Continuação:
'"Estava escrito na Praia do Forte", título provisório, eu mesmo não gostava. Caetano Veloso me disse que era um título provinciano. Ele chegara a Salvador no voo 1602, da Gol, previsto para chegar às 18h05min ao Aeroporto Internacional Dep. Luiz Eduardo Magalhães. Eu o esperava desde às cinco e meia, a pedido do meu irmão que tinha uma empresa de transportes. Eu deveria acompanhá-lo pelos próximos dois dias, enquanto ele participava da gravação de um DVD da cantora Beth Carvalho. Ele surgiu no portão de desembarque trazendo nas mãos uma caixa de violão e uma pequena mochila no ombro, imediatamente atrás vinha a sua produtora Giovana Chanley. Apresentei-me a ambos e disse que estava ali para levá-los para casa. Tomei o violão das mãos de Caetano e os indiquei a porta automática atrás da qual estava o meu carro estacionado. Arrumei a bagagem de ambos no porta-malas e sentei-me ao volante.
“Caetano prefere ir na frente”, disse-me Giovana. E ele sentou-se no banco do carona e afivelou o cinto de segurança.
Dei partida ao motor e perguntei-lhe se preferia que eu ligasse o ar-condicionado.

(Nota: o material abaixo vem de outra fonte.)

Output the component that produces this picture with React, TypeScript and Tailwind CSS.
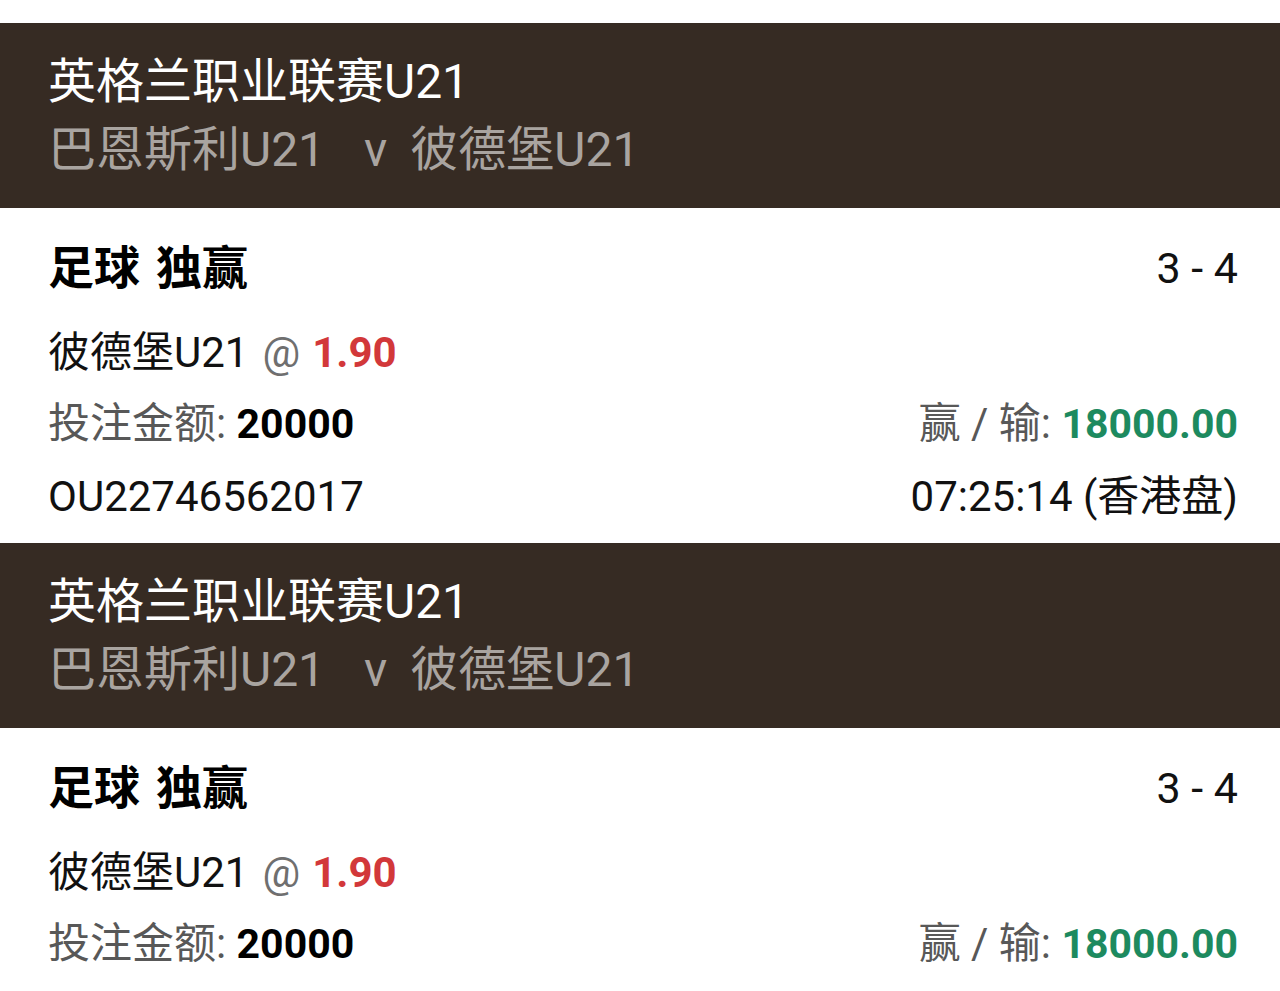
import React from "react";

const font = { fontFamily: "Roboto, 'Noto Sans CJK SC', 'Noto Sans', sans-serif" };

function Header() {
  return (
    <div className="bg-[#362b23] h-[185px] pl-[48px] pt-[25px]">
      <div className="text-[48px] leading-[68px] text-white">英格兰职业联赛U21</div>
      <div className="text-[48px] leading-[68px] text-[#a9a4a0] flex">
        <span>巴恩斯利U21</span>
        <span className="ml-[39px]">v</span>
        <span className="ml-[23px]">彼德堡U21</span>
      </div>
    </div>
  );
}

function Card({ full }: { full: boolean }) {
  return (
    <div className={`pl-[48px] pr-[42px] pt-[24px] ${full ? "h-[335px]" : "h-[263px]"}`}>
      <div className="flex justify-between items-center h-[72px]">
        <span className="text-[46px] font-bold text-black flex">
          <span>足球</span>
          <span className="ml-[16px]">独赢</span>
        </span>
        <span className="text-[43px] text-[#111]">3 - 4</span>
      </div>
      <div className="mt-[12px] h-[72px] flex items-center text-[42px] text-[#111]">
        <span>彼德堡U21</span>
        <span className="ml-[14px] text-[#6f6f6f]">@</span>
        <span className="ml-[12px] font-bold text-[#d2383a]">1.90</span>
      </div>
      <div className="h-[72px] flex justify-between items-center text-[42px]">
        <span>
          <span className="text-[#585858]">投注金额: </span>
          <span className="font-bold text-black text-[41px]">20000</span>
        </span>
        <span>
          <span className="text-[#585858]">赢 / 输: </span>
          <span className="font-bold text-[#1d8a5f] text-[41px]">18000.00</span>
        </span>
      </div>
      {full && (
        <div className="h-[72px] flex justify-between items-center text-[42px] text-[#111]">
          <span>OU22746562017</span>
          <span>07:25:14 (香港盘)</span>
        </div>
      )}
    </div>
  );
}

export default function App() {
  return (
    <div className="bg-white w-[1280px] h-[991px] overflow-hidden pt-[23px]" style={font}>
      <Header />
      <Card full={true} />
      <Header />
      <Card full={false} />
    </div>
  );
}
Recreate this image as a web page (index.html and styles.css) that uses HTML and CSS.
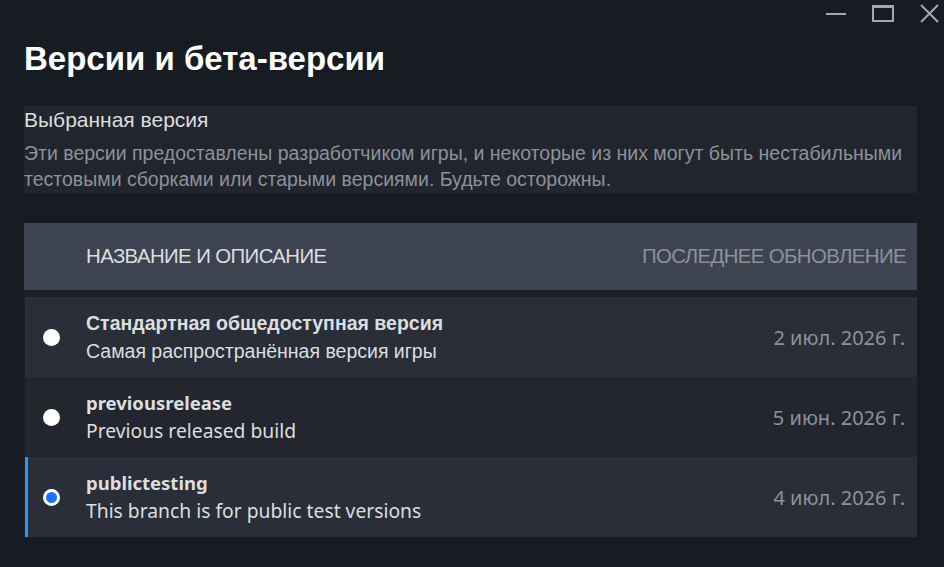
FILE: index.html
```html
<!DOCTYPE html>
<html lang="ru">
<head>
  <meta charset="UTF-8" />
  <meta name="viewport" content="width=device-width, initial-scale=1.0"/>
  <title>Версии и бета-версии</title>
  <link rel="stylesheet" href="styles.css">
</head>
<body>
  <div class="window">
    <!-- Кнопки окна -->
    <div class="titlebar">
      <button class="win-btn" title="Свернуть">
        <svg width="22" height="22" viewBox="0 0 22 22"><line x1="1" y1="12" x2="21" y2="12" stroke="currentColor" stroke-width="2"/></svg>
      </button>
      <button class="win-btn" title="Развернуть">
        <svg width="24" height="22" viewBox="0 0 24 22"><rect x="2" y="4" width="20" height="15" fill="none" stroke="currentColor" stroke-width="2"/><line x1="2" y1="4.5" x2="22" y2="4.5" stroke="currentColor" stroke-width="3"/></svg>
      </button>
      <button class="win-btn" title="Закрыть">
        <svg width="22" height="22" viewBox="0 0 22 22"><path d="M2 3 L19 20 M19 3 L2 20" stroke="currentColor" stroke-width="2"/></svg>
      </button>
    </div>

    <h1 class="page-title">Версии и бета-версии</h1>

    <div class="info-box">
      <div class="info-title">Выбранная версия</div>
      <div class="info-text">Эти версии предоставлены разработчиком игры, и некоторые из них могут быть нестабильными тестовыми сборками или старыми версиями. Будьте осторожны.</div>
    </div>

    <div class="branch-header">
      <span class="col-name">НАЗВАНИЕ И ОПИСАНИЕ</span>
      <span class="col-date">ПОСЛЕДНЕЕ ОБНОВЛЕНИЕ</span>
    </div>

    <div class="branch-list">
      <label class="branch-row">
        <input type="radio" name="branch" class="branch-radio" />
        <div class="branch-info">
          <div class="branch-name">Стандартная общедоступная версия</div>
          <div class="branch-desc">Самая распространённая версия игры</div>
        </div>
        <div class="branch-date">2 июл. 2026 г.</div>
      </label>
      <label class="branch-row">
        <input type="radio" name="branch" class="branch-radio" />
        <div class="branch-info" lang="en">
          <div class="branch-name">previousrelease</div>
          <div class="branch-desc">Previous released build</div>
        </div>
        <div class="branch-date">5 июн. 2026 г.</div>
      </label>
      <label class="branch-row">
        <input type="radio" name="branch" class="branch-radio" checked />
        <div class="branch-info" lang="en">
          <div class="branch-name">publictesting</div>
          <div class="branch-desc">This branch is for public test versions</div>
        </div>
        <div class="branch-date">4 июл. 2026 г.</div>
      </label>
    </div>
  </div>

  <script>
    // подсветка выбранной ветки
    const rows = document.querySelectorAll(".branch-row");

    function updateSelected() {
      rows.forEach(function (row) {
        const radio = row.querySelector(".branch-radio");
        row.classList.toggle("selected", radio.checked);
      });
    }

    rows.forEach(function (row) {
      row.querySelector(".branch-radio").addEventListener("change", updateSelected);
    });

    updateSelected();
  </script>
</body>
</html>
```

FILE: styles.css
```css
body {
  background-color: #171b22;
  color: #dcdedf;
  font-family: "Liberation Sans", Arial, sans-serif;
  margin: 0;
}

.window {
  padding: 0 27px 0 24px;
}

.titlebar {
  display: flex;
  justify-content: flex-end;
  gap: 24px;
  margin-right: -24px;
  height: 26px;
}

.win-btn {
  background-color: transparent;
  border: none;
  color: #a4a8ae;
  padding: 0;
  height: 26px;
  cursor: pointer;
}

.win-btn svg {
  display: block;
}

.page-title {
  font-size: 33px;
  font-weight: bold;
  color: #ffffff;
  margin: 12px 0 0 0;
  line-height: 42px;
}

.info-box {
  margin-top: 26px;
  background-color: #22252d;
  padding: 0 0 1px 0;
}

.info-title {
  font-size: 21px;
  line-height: 28px;
  color: #dcdedf;
}

.info-text {
  font-size: 19.5px;
  line-height: 26px;
  color: #8b929a;
  margin-top: 6px;
  padding-right: 8px;
}

.branch-header {
  margin-top: 30px;
  height: 67px;
  background-color: #3d4350;
  display: flex;
  align-items: center;
  justify-content: space-between;
  padding: 0 11px 0 62px;
  font-size: 20.4px;
  letter-spacing: -0.6px;
}

.col-name {
  color: #dcdedf;
}

.col-date {
  color: #8b929a;
}

.branch-list {
  background-color: #1c1f26;
  padding: 7px 0 0 1px;
}

.branch-row {
  display: flex;
  align-items: center;
  background-color: #2a2e38;
  padding: 12px 12px 12px 15px;
  border-left: 3px solid transparent;
  cursor: pointer;
}

.branch-row:nth-child(2) {
  background-color: #23262e;
}

.branch-row.selected {
  border-left-color: #1a9fff;
}

.branch-radio {
  appearance: none;
  width: 17px;
  height: 17px;
  margin: 0 26px 0 0;
  border-radius: 50%;
  background-color: #ffffff;
  flex-shrink: 0;
}

.branch-radio:checked {
  background-color: #1a73ff;
  border: 3px solid #ffffff;
}

.branch-info {
  flex: 1;
}

.branch-name {
  font-size: 19.5px;
  line-height: 28px;
  font-weight: bold;
  color: #dcdedf;
}

.branch-desc {
  font-size: 19.5px;
  line-height: 28px;
  color: #dcdedf;
}

.branch-info[lang="en"] .branch-name {
  font-family: "Noto Sans", "Liberation Sans", sans-serif;
  font-size: 18.5px;
}

.branch-info[lang="en"] .branch-desc {
  font-family: "Noto Sans", "Liberation Sans", sans-serif;
  font-size: 19.3px;
}

.branch-date {
  font-family: "Noto Sans", "Liberation Sans", sans-serif;
  font-size: 20px;
  color: #8b929a;
}
```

“Não precisa, quero sentir o calor da Bahia”, ele falou com o seu sorriso debochado. “No Rio de Janeiro está muito frio, chegou ontem a 11 graus...”
Animei-me com a simpatia que ele demonstrou. Disse-lhe que em Salvador o clima estava bom, choveu um pouco ontem à noite, mas hoje fizera sol.
Giovana, sentada no banco traseiro, começou a conversar sobre o quanto gostava da Bahia:
“Isso aqui é uma terra abençoada...”
Na saída do bambuzal, antes de fazer o contorno para seguirmos ao centro da cidade, ficamos um minuto parado no engarrafamento.
“Acho que será necessário a prefeitura construir um viaduto nesta área”, eu comentei despretensiosamente, ao que Caetano respondeu:
“Com o crescimento da cidade para o lado de cá, e com a proximidade e a importância da Praia do Forte, acho também que não há alternativa...”. Voltou-se para a sua produtora: “Você conhece, Giovana?”
“Ainda não, mas gostaria muito!...”
Ele continuou:
“É de um alemão...”
Era a deixa que eu estava esperando para dizer-lhe que eu era escritor, lutando pelo meu lugar ao sol. O interrompi:
“Não é de um alemão, na verdade ele é paulistano”, disse com convicção.
“Você o conhece?”, Caetano me perguntou.
“Estou escrevendo a biografia dele...”
Ele não se alterou, nem demonstrou surpresa:
“Então me conte como ele chegou até aqui”.
“O senhor Klaus Peters”, eu lhe disse “chegou a este Litoral Norte quase por acaso, aliás, tudo na vida dele, como acredita, aconteceu por acaso...”
“Não podemos deixar de admitir”, ele comentou distraído, “ele fez um ótimo trabalho. Aquilo lá está uma beleza.
Agora falávamos de literatura, não de música como seria mais provável, dos livros que ele escreveu, dos livros que eu escrevi etc. Mais adiante, quando já havíamos atravessado toda a Avenida Paralela, passando pela rodoviária, conversávamos sobre política, e ele me dizia de sua decepção com o governo lula, embora ele fosse um homem bonito... Quê? Chegamos ao Rio Vermelho, mas antes de ele chegar a casa, pediu-me que parasse no Largo da Mariquita, ao lado do tabuleiro de uma baiana, para comprar acarajés. Enquanto isso, eu já me adiantava e escrevia uma dedicatória num livro que trazia no carro, justamente para essas emergências. Dei-lhe o meu "Vilarejo dos Anjos", prefaciado pelo professor Pasquale Cipro Neto, que ele folheou e disse-me que assim que terminasse de ler escreveria um comentário para um jornal qualquer. Até hoje espero."
P.: acabei mudando o título do livro para O CASTELO DE WILHELM HERMANN. Nele, conto a história de Klaus Peteres e a sua fantástica Praia do Forte.